Heavy Congress: A Brief History of Sound Sytems in Melbourne (Australia)
Tells the story of the Heavy Congress which bought together ten sound systems in a single dance with interviews with each of the participating sound systems revealing how Melbourne became a hotspot for sound system culture.
Life Together: Sydney’s First Woman-Led Sound System (Australia)
Honey Trap Sound System’s founder, Maya Gold, reveals the challenges and joys of starting and running a sound crew in her city.
Playing with Purpose (Colombia)
Focuses on the Uraba Sound System Collective’s efforts to overcome pico culture’s stigmatisation.
Survival: A Rasta Sound System Gathering (South Africa)
Documenting how Kebra Ethiopia Sound System orchestrates and provides “Survival” – a reggae street session that emerged from the repression of reggae music during apartheid in South Africa.
In addition, the conference will also be the venue for other films depicting sound system culture in the UK, USA and Brazil.
The conference comes on the eve of the release of Bob Marley: One Love a film charting the life of the legendary reggae singer and songwriter and will provide a unique platform for film directors and sound system practitioners to assess the health and challenges posed to sound system cultures globally.
Sonic Street Technologies (SST) is a €2m European Research Council funded research project charged with exploring the unique social, economic, and cultural conditions responsible for spawning the growth of sound system cultures.
Professor Julian Henriques, SST’s Principal Investigator, who has researched street cultures music and technologies including reggae sound systems said:
“It’s fitting to showcase these films on the eve of the new Bob Marley film. The roots of sound system culture are in the reggae music that Bob Marley was the leading creative force behind. Our research on sound system cultures reveals both their pervasiveness and profoundness. They’ve been deployed to reduce conflict, as a rallying point for progressive action, and as a tool to redefine and empower as well as to entertain.”

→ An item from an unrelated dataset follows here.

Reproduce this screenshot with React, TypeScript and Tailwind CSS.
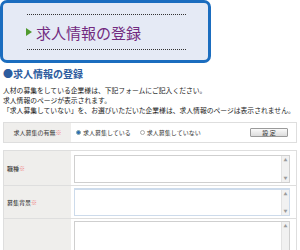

It’s a tragic irony that the music and sound system technologies that are both revered and celebrated from Iceland to Reunion Island and from Ukraine to Southall don’t command the same level of respect in the country of its birth. The One Love that Bob gave to the world is well-appreciated everywhere, but not so much in Jamaica.
Professor Julian Henriques, SST’s Principal Investigator
“Despite the intangible heritage status that UNESCO bestowed on Kingston’s music scene, neglect of what is a working-class form of entertainment along with middle class prejudices means that partnerships between researchers and practitioners are one of the few ways that sound system cultures are being documented and celebrated.”